I KILLED our Dyson and it Came Back to LIFE!

It was me...I did it! I killed the Dyson. Take me away boys!

So I've been beating myself up for a couple weeks now about killing our Dyson vacuum. That's $400 down the freakin' drain! If you've been a long time reader, you'll remember the only reason we were able to get a $400 Dyson was because we had received so many Lowe's gift cards the previous xmas. Now is not the time to have to make any large purchases, especially since I'm still not working!

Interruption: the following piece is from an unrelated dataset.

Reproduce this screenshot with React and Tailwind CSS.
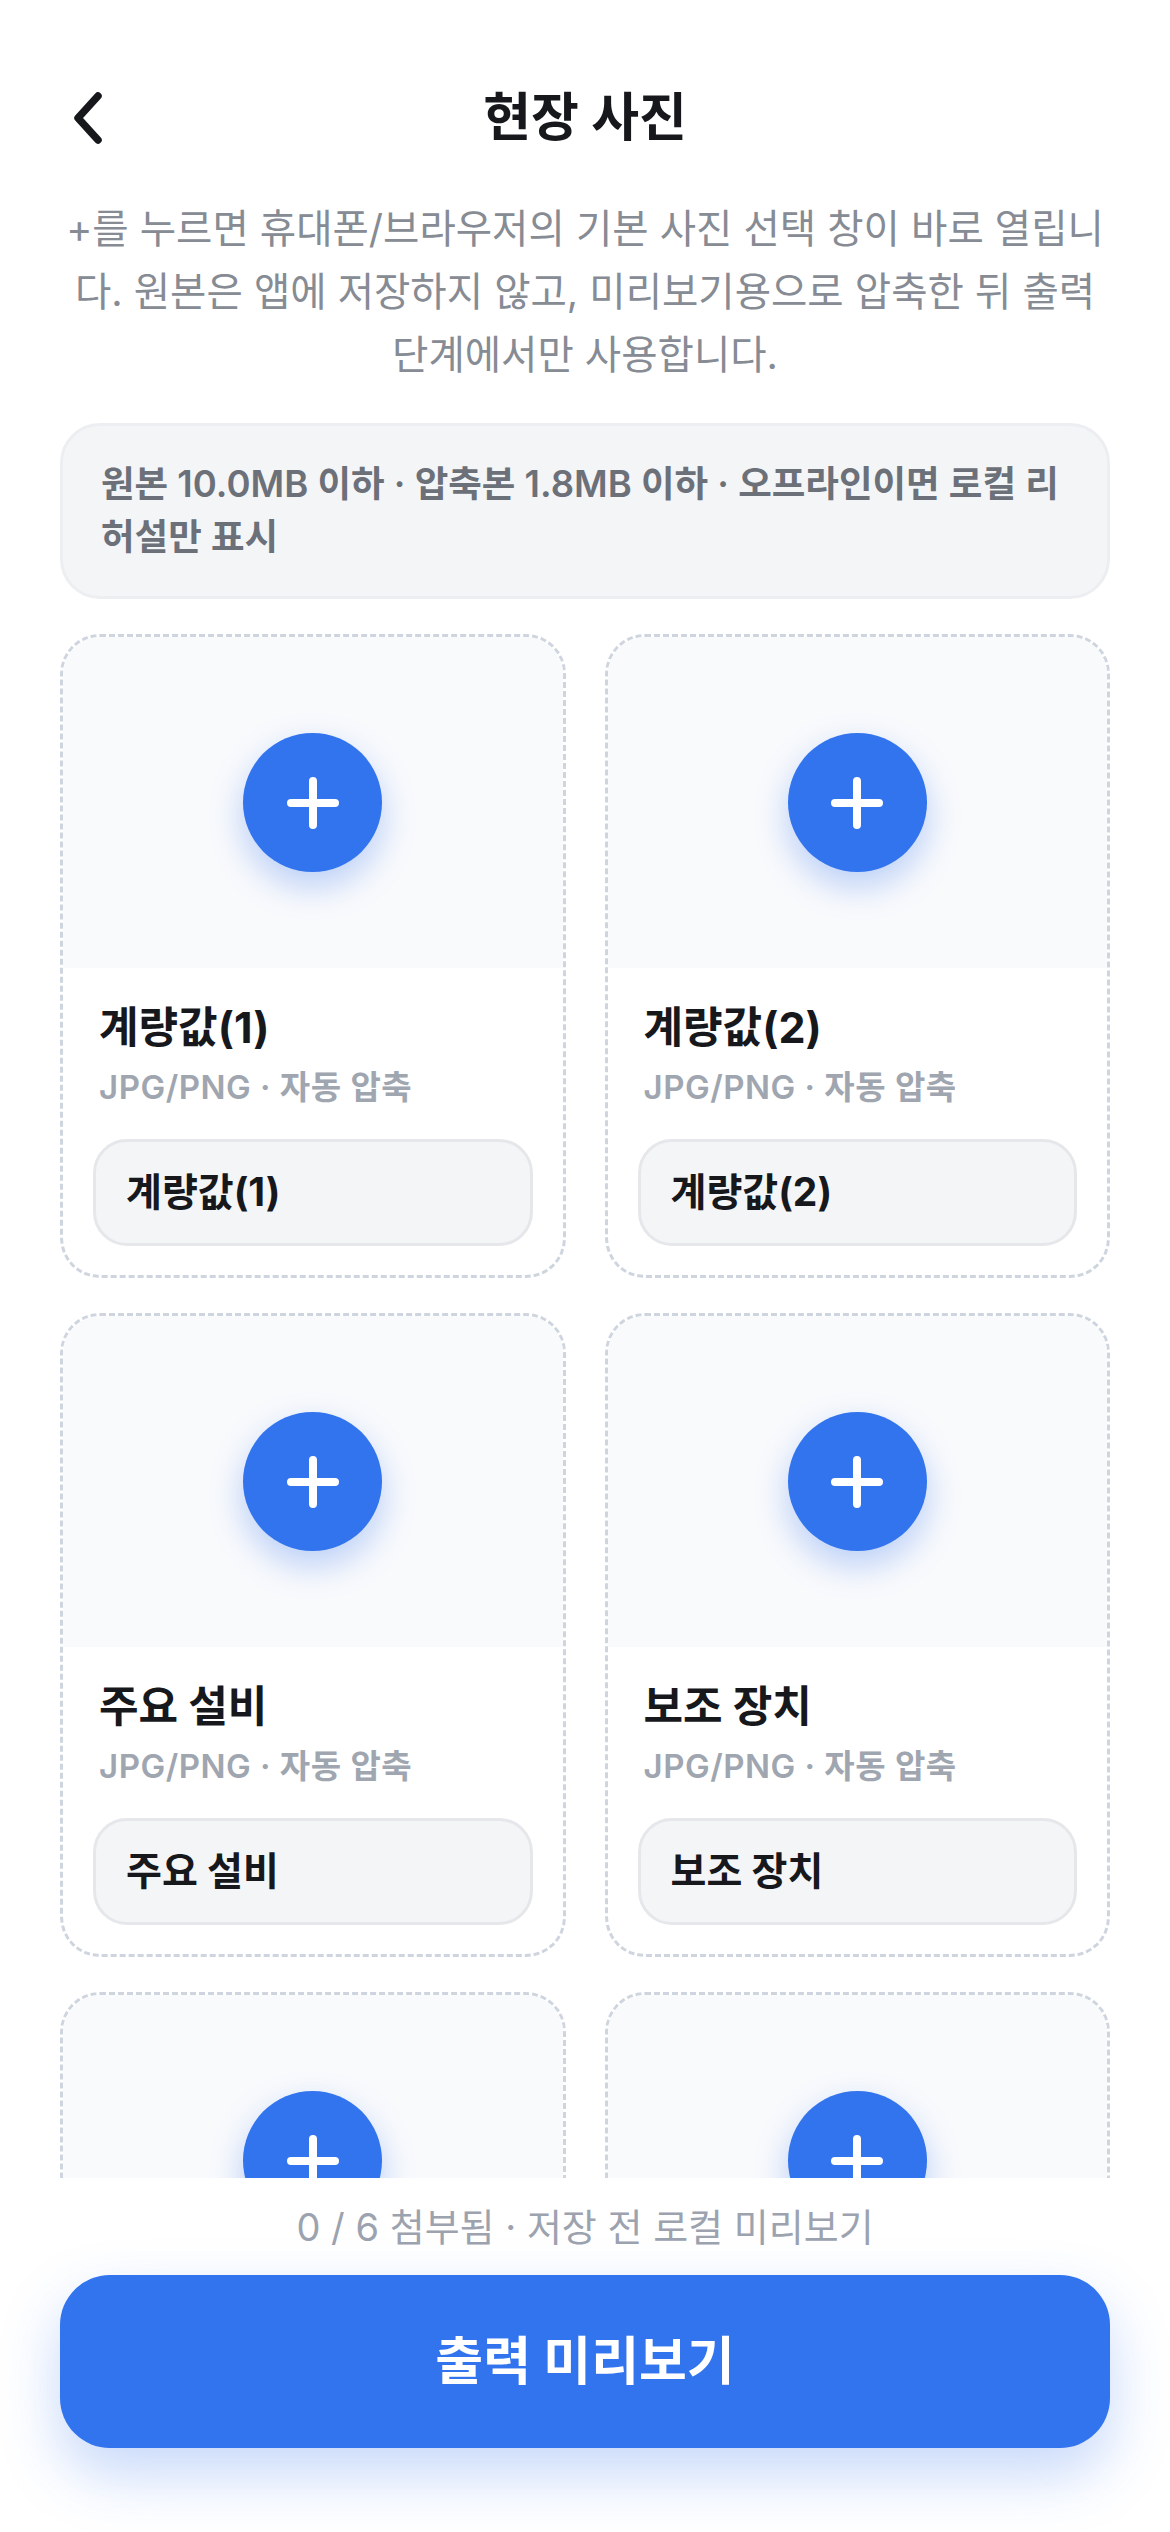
import React from "react";

const slots = [
    { id: 1, title: "계량값(1)" },
    { id: 2, title: "계량값(2)" },
    { id: 3, title: "주요 설비" },
    { id: 4, title: "보조 장치" },
    { id: 5, title: "기타(1)" },
    { id: 6, title: "기타(2)" },
];

const BackIcon = () => (
    <svg width="40" height="60" viewBox="0 0 40 60" fill="none">
        <path
            d="M30 8 L10 30 L30 52"
            stroke="#17181c"
            strokeWidth="7.5"
            strokeLinecap="round"
            strokeLinejoin="round"
        />
    </svg>
);

const PlusIcon = () => (
    <svg width="52" height="52" viewBox="0 0 52 52" fill="none">
        <path d="M26 4 V48 M4 26 H48" stroke="white" strokeWidth="8" strokeLinecap="round" />
    </svg>
);

const PhotoSlot = ({ title }) => {
    return (
        <div className="rounded-[40px] border-[3px] border-dashed border-[#cfd5de] bg-white overflow-hidden">
            <div className="h-[331px] bg-[#f9fafc] flex items-center justify-center">
                <button className="w-[139px] h-[139px] rounded-full bg-[#3174ee] flex items-center justify-center shadow-[0_14px_34px_rgba(49,116,238,0.32)]">
                    <PlusIcon />
                </button>
            </div>
            <div className="px-[30px] pt-[33px] pb-[29px]">
                <div className="pl-[6px] text-[43px] leading-[52px] font-bold text-[#17181c]">
                    {title}
                </div>
                <div className="pl-[6px] mt-[13px] text-[33px] leading-[42px] font-semibold text-[#a0a6b0] tracking-[0.5px]">
                    JPG/PNG · 자동 압축
                </div>
                <div className="mt-[31px] h-[107px] rounded-[34px] border-[3px] border-[#e5e7eb] bg-[#f4f5f7] flex items-center px-[30px]">
                    <span className="text-[39px] font-bold text-[#17181c]">{title}</span>
                </div>
            </div>
        </div>
    );
};

export default function App() {
    return (
        <div className="w-[1170px] h-[2532px] flex flex-col bg-white overflow-hidden font-['Inter','Noto_Sans_CJK_KR',sans-serif]">
            <div className="flex-1 min-h-0 overflow-hidden px-[60px]">
                <header className="mt-[70px] h-[96px] grid grid-cols-[120px_1fr_120px] items-center">
                    <button className="flex items-center pl-[8px]">
                        <BackIcon />
                    </button>
                    <h1 className="text-center text-[52px] font-bold text-[#17181c]">현장 사진</h1>
                    <div />
                </header>

                <p className="mt-[32px] px-[4px] text-center text-[39.5px] leading-[63px] text-[#868b94]">
                    +를 누르면 휴대폰/브라우저의 기본 사진 선택 창이 바로 열립니다. 원본은 앱에 저장하지 않고, 미리보기용으로 압축한 뒤 출력 단계에서만 사용합니다.
                </p>

                <div className="mt-[36px] rounded-[40px] border-[3px] border-[#eceef1] bg-[#f4f5f7] pl-[38px] pr-[20px] py-[32px]">
                    <p className="text-[36.5px] leading-[53px] font-semibold text-[#6b7079]">
                        원본 10.0MB 이하 · 압축본 1.8MB 이하 · 오프라인이면 로컬 리허설만 표시
                    </p>
                </div>

                <div className="mt-[35px] grid grid-cols-2 gap-x-[39px] gap-y-[35px]">
                    {slots.map((s) => (
                        <PhotoSlot key={s.id} title={s.title} />
                    ))}
                </div>
            </div>

            <div className="bg-white px-[60px] pt-[24px] pb-[84px]">
                <p className="text-center text-[38px] leading-[50px] text-[#9ca3af]">
                    0 / 6 첨부됨 · 저장 전 로컬 미리보기
                </p>
                <button className="mt-[23px] w-full h-[173px] rounded-[50px] bg-[#3174ee] text-white text-[52px] font-bold shadow-[0_26px_60px_rgba(49,116,238,0.28)]">
                    출력 미리보기
                </button>
            </div>
        </div>
    );
}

I was really feeling awful, it was my crochet headband that I unknowingly vacuumed up and the next time I went to vacuum, I noticed the suction was weak and then it just powered off. I moved outlets a couple times, nothing! Jory started tinkering and found the headband had clogged the vacuum and I must have burned out the motor.

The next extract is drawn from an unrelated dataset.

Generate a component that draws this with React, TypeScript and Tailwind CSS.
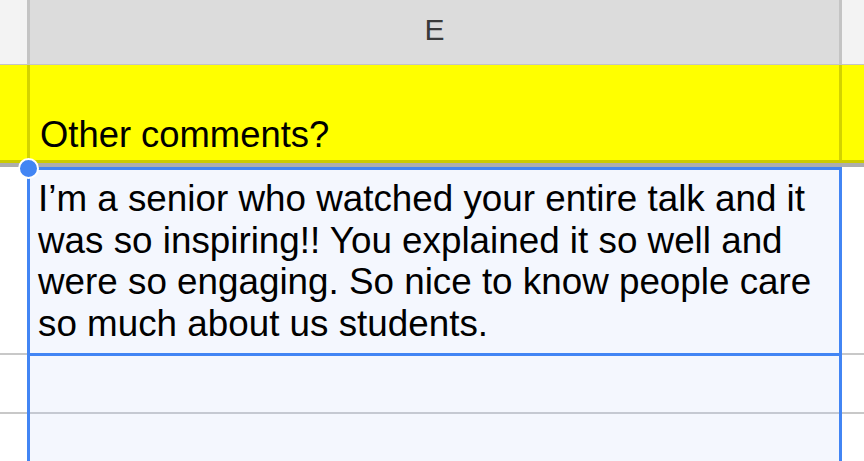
const font = { fontFamily: '"Liberation Sans", Arial, sans-serif' };

const SheetHeader: React.FC = () => (
  <div className="flex h-[64px]">
    <div className="w-[27px] bg-[#f3f3f3]" />
    <div className="w-[3px] bg-[#c4c4c4]" />
    <div className="flex w-[809px] items-center justify-center bg-[#dcdcdc] pb-[4px]">
      <span className="text-[length:30px] leading-[30px] text-[#3a3a3a]">E</span>
    </div>
    <div className="w-[3px] bg-[#c4c4c4]" />
    <div className="flex-1 bg-[#f3f3f3]" />
  </div>
);

const FrozenRow: React.FC = () => (
  <>
    <div className="flex h-[95px] bg-[#ffff00]">
      <div className="w-[27px]" />
      <div className="w-[3px] bg-[#d3d300]" />
      <div className="flex w-[809px] items-end pb-[5px] pl-[10px]">
        <span className="text-[length:36.4px] leading-[40px] text-black">Other comments?</span>
      </div>
      <div className="w-[3px] bg-[#d3d300]" />
      <div className="flex-1" />
    </div>
    <div className="h-[3px] bg-[#cccc00]" />
    <div className="h-[4px] bg-[#adadad]" />
  </>
);

const SideColumn: React.FC<{ className?: string }> = (props) => (
  <div className={`flex flex-col bg-white ${props.className ?? ""}`}>
    <div className="h-[186px]" />
    <div className="h-[2px] bg-[#c8c8c8]" />
    <div className="h-[57px]" />
    <div className="h-[2px] bg-[#c8c8c8]" />
    <div className="flex-1" />
  </div>
);

export default function App() {
  return (
    <div
      className="relative flex h-[461px] w-[864px] flex-col overflow-hidden bg-white"
      style={font}
    >
      <SheetHeader />
      <div className="h-[1px] bg-[#c4c4c4]" />
      <FrozenRow />

      <div className="flex flex-1">
        <SideColumn className="w-[27px]" />
        <div className="flex w-[815px] flex-col bg-[#f4f7fe]">
          <div className="h-[189px] border-[3px] border-[#4285f4] pl-[8px] pr-[4px] pt-[8px]">
            <p className="text-[length:36.8px] leading-[41.7px] text-black">
              I’m a senior who watched your entire talk and it was so inspiring!! You
              explained it so well and were so engaging. So nice to know people care so
              much about us students.
            </p>
          </div>
          <div className="flex flex-1 flex-col border-x-[3px] border-[#4285f4]">
            <div className="h-[56px]" />
            <div className="h-[2px] bg-[#c5c9d2]" />
            <div className="flex-1" />
          </div>
        </div>
        <SideColumn className="flex-1" />
      </div>

      <div className="absolute left-[18px] top-[158px] h-[21px] w-[21px] rounded-full border-2 border-white bg-[#4285f4]" />
    </div>
  );
}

So I finally got on the Dyson website today looking at that warranty info, assuming the commercials about there being a lifetime guarantee had fine print that says something to the effect of..."We will replace your Dyson vacuum no questions asked, unless of course your distracted wife vacuums up her crochet headband that shouldn't have been hiding under the fucking ottoman.

But instead I went to the support link and followed the instructions on what to do if your Dyson powers off by itself and apparently the smart motherfuckers at Dyson built in a safety system that stops the machine if it's beginning to overheat, mostly caused by blockage or dirty filter. It says to wait an hour, check for blockage and clean filter then plug it in.

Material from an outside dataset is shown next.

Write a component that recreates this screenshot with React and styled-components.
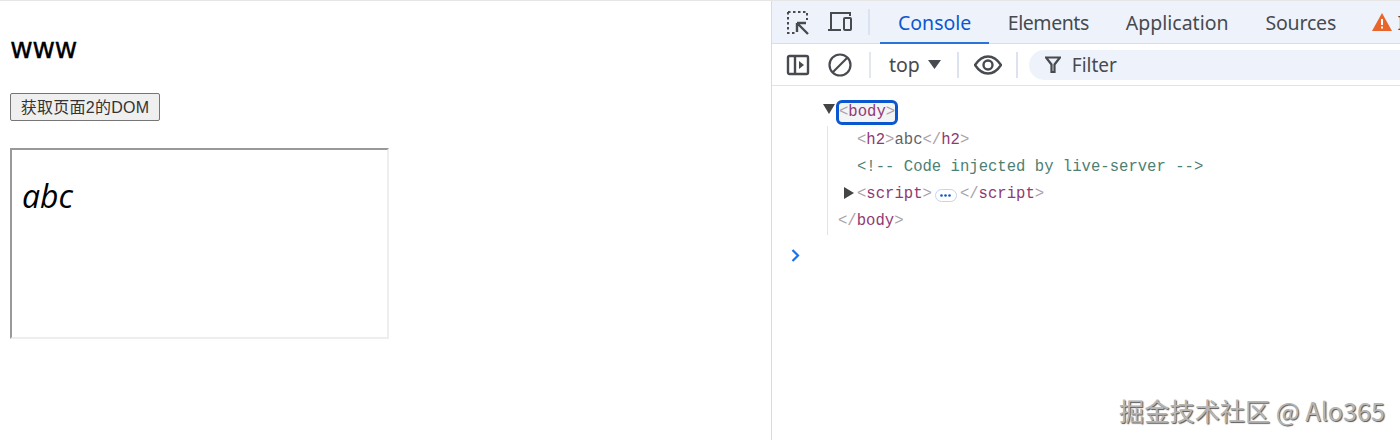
import React from "react";
import styled, { createGlobalStyle } from "styled-components";

const Global = createGlobalStyle`
  html, body { margin: 0; padding: 0; background: #fff; overflow: hidden; }
  body { font-family: "Liberation Sans", sans-serif; }
`;

const Page = styled.div`
  position: relative;
  width: 1400px;
  height: 440px;
  overflow: hidden;
  display: grid;
  grid-template-columns: 772px 628px;
  border-top: 1px solid #e6e6e6;
  box-sizing: border-box;
`;

const Left = styled.main`
  padding: 32px 0 0 10px;
  border-right: 1px solid #d6dbe2;
  box-sizing: border-box;
`;

const Heading = styled.h2`
  margin: 0;
  font: 400 28px/32px "DejaVu Sans", sans-serif;
  letter-spacing: -0.6px;
  -webkit-text-stroke: 0.3px #000;
  color: #000;
  height: 32px;
`;

const FetchButton = styled.button`
  display: block;
  margin-top: 28px;
  width: 150px;
  height: 28px;
  padding: 0 0 2px;
  font: 400 16px "Liberation Sans", "Noto Sans CJK SC", sans-serif;
  letter-spacing: 0.25px;
  color: #333;
  background: #efefef;
  border: 1px solid #767676;
  border-radius: 2px;
`;

const Frame = styled.div`
  margin-top: 27px;
  width: 375px;
  height: 187px;
  border-style: solid;
  border-width: 2px;
  border-color: #999 #eee #eee #999;
`;

const FrameTitle = styled.h2`
  margin: 28px 0 0 10px;
  font: italic 400 32px/36px "Open Sans", sans-serif;
  color: #000;
`;

const Devtools = styled.aside`
  display: flex;
  flex-direction: column;
  min-width: 0;
  overflow: hidden;
`;

const TabBar = styled.div`
  height: 42px;
  flex: none;
  display: flex;
  align-items: stretch;
  background: #eef3fb;
  border-bottom: 1px solid #d6dfec;
  padding-left: 14px;
  white-space: nowrap;
`;

const IconSlot = styled.span`
  display: flex;
  align-items: center;
  justify-content: center;
  flex: none;
  width: ${(p) => p.$w || 28}px;
  margin-right: ${(p) => p.$mr || 0}px;
`;

const VRule = styled.span`
  flex: none;
  align-self: center;
  width: 2px;
  height: ${(p) => p.$h || 26}px;
  background: ${(p) => p.$c || "#dbe3f0"};
  margin: 0 ${(p) => p.$mr || 0}px 0 ${(p) => p.$ml || 0}px;
`;

const Tab = styled.span`
  display: flex;
  align-items: center;
  padding: 0 ${(p) => p.$px || 18.5}px;
  font: 400 19.5px "Noto Sans", sans-serif;
  letter-spacing: ${(p) => p.$track || 0}px;
  color: ${(p) => (p.$active ? "#0b57d0" : "#474a4f")};
  box-shadow: ${(p) => (p.$active ? "inset 0 -2px 0 #2a73d8" : "none")};
  margin-bottom: -1px;
`;

const Warning = styled.span`
  display: flex;
  align-items: center;
  gap: 6px;
  margin-left: 17px;
  font: 400 19.5px "Noto Sans", sans-serif;
  color: #474a4f;
`;

const Toolbar = styled.div`
  height: 41px;
  flex: none;
  display: flex;
  align-items: center;
  padding-left: 14px;
  border-bottom: 1px solid #dfe3ea;
  white-space: nowrap;
`;

const ContextSelect = styled.span`
  display: flex;
  align-items: center;
  gap: 8px;
  margin-right: 16px;
  font: 400 19.5px "Noto Sans", sans-serif;
  color: #474a4f;
`;

const Filter = styled.div`
  flex: 1;
  align-self: center;
  height: 30px;
  display: flex;
  align-items: center;
  gap: 11px;
  padding-left: 16px;
  background: #eef3fb;
  border-radius: 15px 0 0 15px;
  font: 400 19px "Noto Sans", sans-serif;
  color: #474a4f;
`;

const Console = styled.div`
  padding: 13px 0 0 0;
  font: 400 15.6px/27px "Liberation Mono", monospace;
  color: #a9a1a8;
`;

const Tree = styled.div`
  margin-left: 55px;
  padding-top: 1px;
  border-left: 1px solid #e4e4e4;
`;

const Line = styled.div`
  display: flex;
  align-items: center;
  height: 27px;
  padding-left: ${(p) => p.$indent}px;
  white-space: pre;
`;

const RootLine = styled(Line)`
  margin-left: 51px;
  padding-left: 0;
`;

const Caret = styled.span`
  flex: none;
  width: 0;
  height: 0;
  margin-right: ${(p) => p.$mr}px;
  ${(p) =>
    p.$open
      ? "border-left:6px solid transparent;border-right:6px solid transparent;border-top:10px solid #444;margin-bottom:7px;"
      : "border-top:6px solid transparent;border-bottom:6px solid transparent;border-left:10px solid #444;margin-bottom:4px;"}
`;

const Focused = styled.span`
  display: inline-block;
  height: 19px;
  line-height: 19px;
  background: #f3f4f6;
  border: 3px solid #0b57d0;
  border-radius: 6px;
  margin-left: -3px;
`;

const Tag = styled.span`
  color: #8f3a74;
`;

const Comment = styled.span`
  color: #4d7f74;
`;

const Text = styled.span`
  color: #5f6368;
`;

const Ellipsis = styled.span`
  display: inline-flex;
  align-items: center;
  justify-content: center;
  width: 22px;
  height: 13px;
  margin: 2px 3px 0 3px;
  border: 1px solid #c3d4f0;
  border-radius: 7px;
  box-sizing: border-box;
`;

const Prompt = styled.div`
  display: flex;
  margin: 14px 0 0 19px;
`;

const Watermark = styled.div`
  position: absolute;
  right: 15px;
  bottom: 15px;
  font: 400 25.2px/30px "Noto Sans CJK SC", sans-serif;
  color: #b5b5b5;
  text-shadow: 1px 1px 1px #555;
`;

const ink = "#474a4f";

export default function App() {
  return (
    <Page>
      <Global />
      <Left>
        <Heading>www</Heading>
        <FetchButton>获取页面2的DOM</FetchButton>
        <Frame>
          <FrameTitle>abc</FrameTitle>
        </Frame>
      </Left>
      <Devtools>
        <TabBar>
          <IconSlot $w={28} $mr={13}>
            <svg width="26" height="26" viewBox="0 0 26 26" fill="none" stroke={ink} strokeWidth="2" style={{ marginLeft: -2 }}>
              <path d="M2 3h19v8M2 3v21h8" strokeDasharray="2.5 2.500" />
              <path d="M11 14l11 11M11 14v9M11 14h9" strokeWidth="2.4" />
            </svg>
          </IconSlot>
          <IconSlot $w={26} $mr={15}>
            <svg width="26" height="24" viewBox="0 0 26 24" fill="none" stroke={ink} strokeWidth="2">
              <path d="M4 19V3h19v3" />
              <path d="M1 20h13" />
              <rect x="17" y="8" width="7" height="12" rx="1" />
            </svg>
          </IconSlot>
          <VRule $mr={10} />
          <Tab $active $px={18}>Console</Tab>
          <Tab $track={-0.45}>Elements</Tab>
          <Tab>Application</Tab>
          <Tab $track={-0.2}>Sources</Tab>
          <Warning>
            <svg width="20" height="18" viewBox="0 0 20 18">
              <path d="M10 0L20 18H0z" fill="#e8652b" />
              <path d="M9 6h2v6H9zM9 13.500h2v2H9z" fill="#fff" />
            </svg>
            I
          </Warning>
        </TabBar>
        <Toolbar>
          <IconSlot $w={24} $mr={18}>
            <svg width="24" height="22" viewBox="0 0 24 22" fill="none" stroke={ink} strokeWidth="2.4">
              <rect x="2" y="2" width="20" height="18" rx="1.500" />
              <path d="M9 2v18" />
              <path d="M13 7l5 4-5 4z" fill={ink} stroke="none" />
            </svg>
          </IconSlot>
          <IconSlot $w={24} $mr={17}>
            <svg width="24" height="24" viewBox="0 0 24 24" fill="none" stroke={ink} strokeWidth="2.2">
              <circle cx="12" cy="12" r="10.500" />
              <path d="M5 19L19 5" />
            </svg>
          </IconSlot>
          <VRule $mr={18} $c="#e3e7ee" />
          <ContextSelect>
            top
            <svg width="13" height="9" viewBox="0 0 13 9">
              <path d="M0 0h13L6.500 9z" fill={ink} />
            </svg>
          </ContextSelect>
          <VRule $mr={15} />
          <IconSlot $w={28} $mr={14}>
            <svg width="28" height="20" viewBox="0 0 28 20" fill="none" stroke={ink} strokeWidth="2.4">
              <path d="M1 10C5 4 9 1.500 14 1.500S23 4 27 10c-4 6-8 8.500-13 8.500S5 16 1 10z" />
              <circle cx="14" cy="10" r="4.500" />
            </svg>
          </IconSlot>
          <VRule $mr={11} />
          <Filter>
            <svg width="16" height="17" viewBox="0 0 16 17" fill="none" stroke={ink} strokeWidth="2.2">
              <path d="M1 1.500h14L9.500 8.500V16h-3V8.500z" />
            </svg>
            Filter
          </Filter>
        </Toolbar>
        <Console>
          <RootLine>
            <Caret $open $mr={4} />
            <Focused>
              &lt;<Tag>body</Tag>&gt;
            </Focused>
          </RootLine>
          <Tree>
            <Line $indent={29}>
              &lt;<Tag>h2</Tag>&gt;<Text>abc</Text>&lt;/<Tag>h2</Tag>&gt;
            </Line>
            <Line $indent={29}>
              <Comment>&lt;!-- Code injected by live-server --&gt;</Comment>
            </Line>
            <Line $indent={16}>
              <Caret $mr={3} />
              &lt;<Tag>script</Tag>&gt;
              <Ellipsis>
                <svg width="11" height="3" viewBox="0 0 11 3">
                  <circle cx="1.500" cy="1.500" r="1.300" fill="#0b57d0" />
                  <circle cx="5.500" cy="1.500" r="1.300" fill="#0b57d0" />
                  <circle cx="9.500" cy="1.500" r="1.300" fill="#0b57d0" />
                </svg>
              </Ellipsis>
              &lt;/<Tag>script</Tag>&gt;
            </Line>
            <Line $indent={10}>
              &lt;/<Tag>body</Tag>&gt;
            </Line>
          </Tree>
          <Prompt>
            <svg width="9" height="13" viewBox="0 0 9 13" fill="none" stroke="#1a73e8" strokeWidth="2.2">
              <path d="M1.500 1l5.500 5.500L1.500 12" />
            </svg>
          </Prompt>
        </Console>
      </Devtools>
      <Watermark>掘金技术社区 @ Alo365</Watermark>
    </Page>
  );
}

It's been over two weeks and we had already cleared the blockage so I walked in the living room, told Jory there was a chance the Dyson might actually be ok, plugged in the vacuum and held my breath. I counted to three and hit the power button and our Smart-ass vacuum powered the fuck on! FUCK YA!

I did what Jory called a chimp dance to celebrate then vacuumed the office and hallway grinning from ear to ear.

People, if you need a vacuum, by a freakin' Dyson! They rule, you really can't break them. We've had ours for almost 3 years now and this was our first problem. It wasn't the Dyson's fault I vacuumed my crochet headband, but the Dyson saved us by being super smart. And no the people at Dyson have not paid me to endorse their product, but they can, or send me their Handheld animal, no not of the furry sort, their handheld pet hair vacuum!